By Balazs Koranyi and Frank Siebelt
FRANKFURT (Reuters) – The coronavirus pandemic demonstrates in the clearest terms why central banks must take a bigger role in fighting climate change even if the issue at first appears unrelated to monetary policy, European Central Bank board member Isabel Schnabel said.
Initially just a health crisis, the pandemic has set off economic shockwaves around the globe, affecting every nation and forcing central banks to provide unprecedented support to underpin economic activity.
With climate change posing an even bigger risk, the ECB must keep this issue high on its agenda as it reviews its policy framework, Schnabel told Reuters in an interview.
“Climate change is probably the biggest challenge we are facing, much bigger than the pandemic,” Schnabel said.

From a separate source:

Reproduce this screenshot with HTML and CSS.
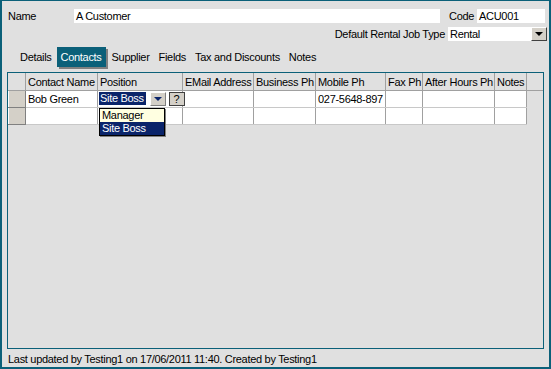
FILE: index.html
```html
<!DOCTYPE html>
<html lang="en">

<head>
    <meta charset="UTF-8">
    <title>Customer</title>
    <link rel="stylesheet" href="styles.css">
</head>

<body>
    <div class="window">
        <div class="row row-name">
            <span class="label label-name">Name</span>
            <span class="field field-name">A Customer</span>
            <span class="label label-code">Code</span>
            <span class="field field-code">ACU001</span>
        </div>
        <div class="row row-type">
            <span class="label">Default Rental Job Type</span>
            <span class="field field-type">Rental
                <span class="combo-btn"><span class="arrow"></span></span>
            </span>
        </div>

        <div class="tabs">
            <span class="tab">Details</span>
            <span class="tab active">Contacts</span>
            <span class="tab">Supplier</span>
            <span class="tab">Fields</span>
            <span class="tab">Tax and Discounts</span>
            <span class="tab">Notes</span>
        </div>

        <div class="grid-box">
            <table class="grid">
                <colgroup>
                    <col style="width: 17px">
                    <col style="width: 72px">
                    <col style="width: 85px">
                    <col style="width: 71px">
                    <col style="width: 62px">
                    <col style="width: 70px">
                    <col style="width: 37px">
                    <col style="width: 72px">
                    <col style="width: 32px">
                    <col>
                </colgroup>
                <tr class="head">
                    <th></th>
                    <th>Contact Name</th>
                    <th>Position</th>
                    <th>EMail Address</th>
                    <th>Business Ph</th>
                    <th>Mobile Ph</th>
                    <th>Fax Ph</th>
                    <th>After Hours Ph</th>
                    <th>Notes</th>
                    <th class="filler"></th>
                </tr>
                <tr>
                    <td class="indicator"></td>
                    <td>Bob Green</td>
                    <td class="editor">
                        <span class="selected">Site Boss</span>
                        <span class="drop-btn"><span class="arrow"></span></span>
                        <span class="help-btn">?</span>
                        <div class="drop-list">
                            <div class="item">Manager</div>
                            <div class="item current">Site Boss</div>
                        </div>
                    </td>
                    <td></td>
                    <td></td>
                    <td>027-5648-897</td>
                    <td></td>
                    <td></td>
                    <td></td>
                    <td class="empty"></td>
                </tr>
                <tr>
                    <td class="indicator"></td>
                    <td></td>
                    <td></td>
                    <td></td>
                    <td></td>
                    <td></td>
                    <td></td>
                    <td></td>
                    <td></td>
                    <td class="empty"></td>
                </tr>
            </table>
        </div>

        <div class="status">Last updated by Testing1 on 17/06/2011 11:40. Created by Testing1</div>
    </div>
</body>

</html>
```

FILE: styles.css
```css
body {
    margin: 0;
    font-family: "Liberation Sans", Arial, sans-serif;
    font-size: 11px;
    letter-spacing: -0.3px;
    color: #000;
}

.window {
    box-sizing: border-box;
    width: 551px;
    height: 369px;
    background-color: #e0e0e0;
    border: 2px solid #0b6079;
    border-top-width: 1px;
    display: flex;
    flex-direction: column;
}

.row {
    display: flex;
    align-items: center;
    height: 14px;
    line-height: 14px;
}

.row-name {
    margin-top: 8px;
    padding-left: 6px;
}

.label-name {
    width: 66px;
}

.field {
    background-color: #fff;
    height: 14px;
    padding-left: 2px;
    box-sizing: border-box;
    white-space: nowrap;
}

.field-name {
    width: 366px;
}

.label-code {
    margin-left: 9px;
    width: 28px;
}

.field-code {
    width: 68px;
}

.row-type {
    margin-top: 4px;
    justify-content: flex-end;
    padding-right: 2px;
}

.field-type {
    width: 99px;
    margin-left: 3px;
    position: relative;
}

.combo-btn {
    position: absolute;
    right: 0;
    top: 0;
    width: 16px;
    height: 14px;
    box-sizing: border-box;
    background-color: #d4d0c8;
    border: 1px solid;
    border-color: #fff #404040 #404040 #fff;
    display: flex;
    align-items: center;
    justify-content: center;
}

.arrow {
    width: 0;
    height: 0;
    border-left: 4px solid transparent;
    border-right: 4px solid transparent;
    border-top: 4px solid #000;
}

.tabs {
    display: flex;
    margin-top: 6px;
    padding-left: 14px;
    height: 20px;
    align-items: center;
}

.tab {
    padding: 3px 4px;
    margin-right: 1px;
    line-height: 14px;
}

.tab.active {
    background-color: #0b6079;
    color: #fff;
    box-shadow: 2px 2px 0 #808080;
    margin-right: 2px;
}

.grid-box {
    margin: 5px 5px 0 5px;
    height: 277px;
    box-sizing: border-box;
    border: 1px solid #0b6079;
    background-color: #e0e0e0;
}

.grid {
    border-collapse: collapse;
    table-layout: fixed;
    width: 100%;
}

.grid th,
.grid td {
    padding: 0 0 0 2px;
    height: 16px;
    text-align: left;
    font-weight: normal;
    white-space: nowrap;
    overflow: visible;
    border-right: 1px solid #a0a0a0;
    border-bottom: 1px solid #c8c8c8;
}

.grid td {
    background-color: #fff;
}

.grid .head th {
    height: 17px;
    border-bottom: 1px solid #a0a0a0;
}

.grid .head th.filler {
    border-right: none;
}

.grid td.empty {
    background-color: #e0e0e0;
    border: none;
}

.grid td.indicator {
    background-color: #d4d0c8;
    padding: 0;
    border-top: 1px solid #fff;
    border-left: 1px solid #fff;
    border-right: 1px solid #808080;
    border-bottom: 1px solid #808080;
}

.grid td.editor {
    padding-left: 1px;
    position: relative;
}

.editor .selected {
    display: inline-block;
    background-color: #0a246a;
    color: #fff;
    padding: 0 1px;
    line-height: 13px;
    width: 45px;
}

.drop-btn,
.help-btn {
    display: inline-block;
    vertical-align: top;
    box-sizing: border-box;
    height: 14px;
    background-color: #d4d0c8;
    text-align: center;
    line-height: 12px;
}

.drop-btn {
    width: 16px;
    margin-left: 1px;
    border: 1px solid;
    border-color: #fff #808080 #808080 #fff;
    padding-top: 4px;
}

.drop-btn .arrow {
    display: inline-block;
    vertical-align: top;
    border-top-color: #0a246a;
}

.help-btn {
    width: 16px;
    border: 1px solid #404040;
}

.drop-list {
    position: absolute;
    left: 1px;
    top: 17px;
    width: 66px;
    box-sizing: border-box;
    border: 1px solid #000;
    background-color: #ffffe1;
    box-shadow: 1px 1px 0 #808080;
    z-index: 2;
}

.drop-list .item {
    padding-left: 2px;
    line-height: 13px;
}

.drop-list .item.current {
    background-color: #0a246a;
    color: #fff;
}

.status {
    padding-left: 6px;
    margin-top: 3px;
    line-height: 14px;
}
```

“Even though this health shock was entirely unrelated to monetary policy, it nevertheless has huge implications for monetary policy,” she said. “The same is true for climate change and this is why central banks cannot ignore it.”
Through its supervisory arm the ECB could require banks to provide a climate risk assessment, which could then affect their access to central bank funding if this assessment has a direct implication on collateral valuations, Schnabel said.

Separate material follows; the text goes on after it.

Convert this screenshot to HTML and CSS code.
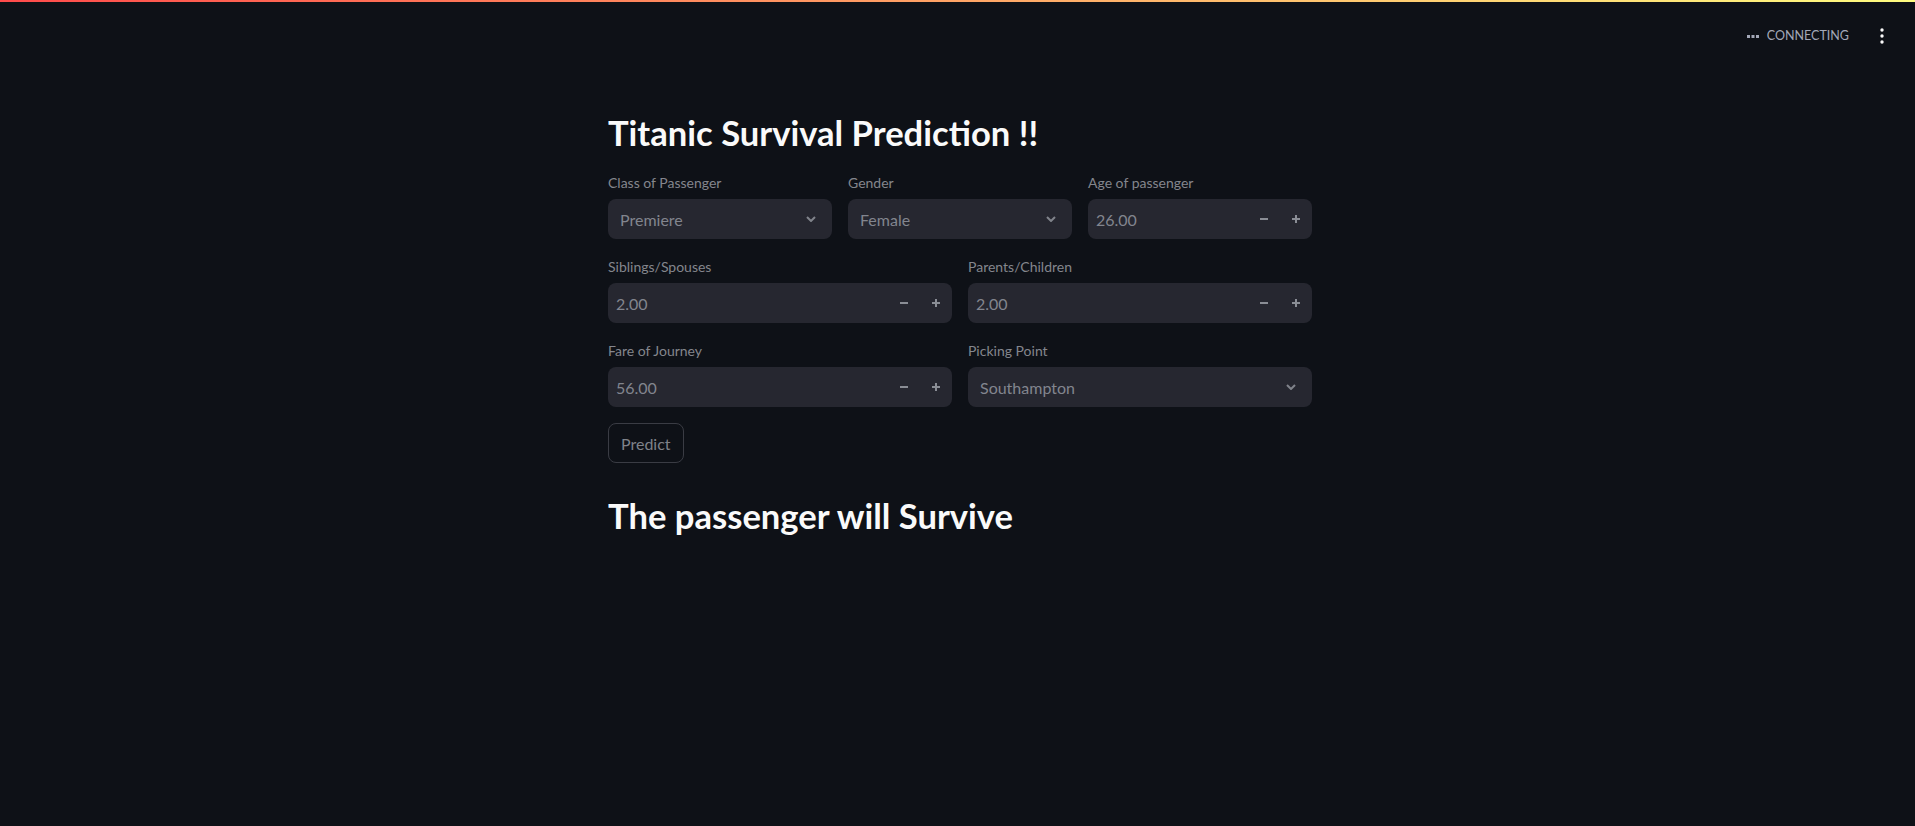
FILE: index.html
```html
<!DOCTYPE html>
<html lang="en">
<head>
<meta charset="utf-8">
<title>Titanic Survival Prediction</title>
<link rel="stylesheet" href="styles.css">
</head>
<body>
<div class="decoration"></div>
<header class="toolbar">
  <div class="status">
    <svg class="status-dots" width="12" height="4" viewBox="0 0 12 4"><rect x="0" y="1" width="3" height="3"/><rect x="4.5" y="1" width="3" height="3"/><rect x="9" y="1" width="3" height="3"/></svg>
    <span class="status-text">CONNECTING</span>
  </div>
  <button class="menu-btn" aria-label="Main menu">
    <svg width="4" height="16" viewBox="0 0 4 16"><circle cx="2" cy="2" r="1.7"/><circle cx="2" cy="8" r="1.7"/><circle cx="2" cy="14" r="1.7"/></svg>
  </button>
</header>
<main class="main">
  <div class="block">
    <h1 class="title">Titanic Survival Prediction !!</h1>

    <div class="row cols-3">
      <div class="field">
        <label class="label">Class of Passenger</label>
        <div class="select"><span class="value">Premiere</span><svg class="chevron" width="10" height="6" viewBox="0 0 10 6"><path d="M1 1l4 4 4-4"/></svg></div>
      </div>
      <div class="field">
        <label class="label">Gender</label>
        <div class="select"><span class="value">Female</span><svg class="chevron" width="10" height="6" viewBox="0 0 10 6"><path d="M1 1l4 4 4-4"/></svg></div>
      </div>
      <div class="field">
        <label class="label">Age of passenger</label>
        <div class="number"><span class="num-value">26.00</span><span class="step"><svg width="8" height="8" viewBox="0 0 8 8"><path d="M0 4h8"/></svg></span><span class="step"><svg width="8" height="8" viewBox="0 0 8 8"><path d="M0 4h8M4 0v8"/></svg></span></div>
      </div>
    </div>

    <div class="row cols-2">
      <div class="field">
        <label class="label">Siblings/Spouses</label>
        <div class="number"><span class="num-value">2.00</span><span class="step"><svg width="8" height="8" viewBox="0 0 8 8"><path d="M0 4h8"/></svg></span><span class="step"><svg width="8" height="8" viewBox="0 0 8 8"><path d="M0 4h8M4 0v8"/></svg></span></div>
      </div>
      <div class="field">
        <label class="label">Parents/Children</label>
        <div class="number"><span class="num-value">2.00</span><span class="step"><svg width="8" height="8" viewBox="0 0 8 8"><path d="M0 4h8"/></svg></span><span class="step"><svg width="8" height="8" viewBox="0 0 8 8"><path d="M0 4h8M4 0v8"/></svg></span></div>
      </div>
    </div>

    <div class="row cols-2">
      <div class="field">
        <label class="label">Fare of Journey</label>
        <div class="number"><span class="num-value">56.00</span><span class="step"><svg width="8" height="8" viewBox="0 0 8 8"><path d="M0 4h8"/></svg></span><span class="step"><svg width="8" height="8" viewBox="0 0 8 8"><path d="M0 4h8M4 0v8"/></svg></span></div>
      </div>
      <div class="field">
        <label class="label">Picking Point</label>
        <div class="select"><span class="value">Southampton</span><svg class="chevron" width="10" height="6" viewBox="0 0 10 6"><path d="M1 1l4 4 4-4"/></svg></div>
      </div>
    </div>

    <div class="actions"><button class="btn">Predict</button></div>

    <h2 class="result">The passenger will Survive</h2>
  </div>
</main>
</body>
</html>
```

FILE: styles.css
```css
* { box-sizing: border-box; }
html, body {
  margin: 0;
  padding: 0;
  background: #0e1117;
  color: #fafafa;
  font-family: Lato, "Noto Sans", sans-serif;
  height: 100%;
}
.decoration {
  position: fixed;
  top: 0;
  left: 0;
  right: 0;
  height: 2px;
  background: linear-gradient(90deg, #ff4b4b, #fffd80);
}
.toolbar {
  height: 72px;
  display: flex;
  justify-content: flex-end;
  align-items: center;
  padding-right: 27px;
  gap: 27px;
}
.status {
  display: flex;
  align-items: center;
  gap: 8px;
  color: #a3a8b8;
}
.status-dots { fill: #a3a8b8; }
.status-text {
  font-size: 12.5px;
  line-height: 16px;
}
.menu-btn {
  background: none;
  border: 0;
  padding: 0 4px;
  display: flex;
  align-items: center;
  height: 20px;
}
.menu-btn svg { fill: #fafafa; }
.main {
  display: flex;
  justify-content: center;
  padding-top: 40px;
  padding-left: 5px;
}
.block {
  width: 704px;
  display: flex;
  flex-direction: column;
  gap: 16px;
}
.title, .result {
  margin: 0;
  font-size: 34.6px;
  line-height: 42px;
  font-weight: 700;
  color: #fafafa;
}
.title { margin-bottom: 1px; }
.result { padding-top: 16px; }
.row {
  display: grid;
  gap: 16px;
}
.cols-3 { grid-template-columns: repeat(3, 1fr); }
.cols-2 { grid-template-columns: repeat(2, 1fr); }
.field {
  display: flex;
  flex-direction: column;
}
.label {
  height: 28px;
  padding-top: 2px;
  font-size: 14px;
  line-height: 20px;
  color: #84868d;
}
.select, .number {
  height: 40px;
  background: #262730;
  border-radius: 8px;
  display: flex;
  align-items: center;
  font-size: 16px;
  color: #82858e;
}
.select {
  padding: 0 16px 0 12px;
  justify-content: space-between;
}
.chevron {
  fill: none;
  stroke: #80838b;
  stroke-width: 2;
}
.number { padding-left: 8px; }
.num-value { flex: 1; }
.step {
  width: 32px;
  height: 40px;
  display: flex;
  align-items: center;
  justify-content: center;
}
.step svg {
  fill: none;
  stroke: #8a8d95;
  stroke-width: 2;
}
.actions { display: flex; }
.btn {
  height: 40px;
  padding: 0 12px;
  background: transparent;
  border: 1px solid #3a3c44;
  border-radius: 8px;
  color: #7f828a;
  font-family: inherit;
  font-size: 16px;
}
```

The central bank should also push the European Union to add a green element to its long-delayed project to set up a capital markets union as a focus on green finance could give the bloc a competitive advantage, she argued.
Schnabel, who in the past has expressed scepticism about skewing ECB bond purchases towards green bonds, added that her view on the topic was still “developing”.
“There is the view that we should stick very closely to market neutrality,” she said. “And there is the alternative view that markets are not pricing climate risks properly, so there is a market distortion and therefore market neutrality may not actually be the right benchmark.”
Already one of the biggest buyers of green assets, the ECB holds around 20% of the green bonds that are eligible for its purchases, leaving little scope for more buys under its current rules.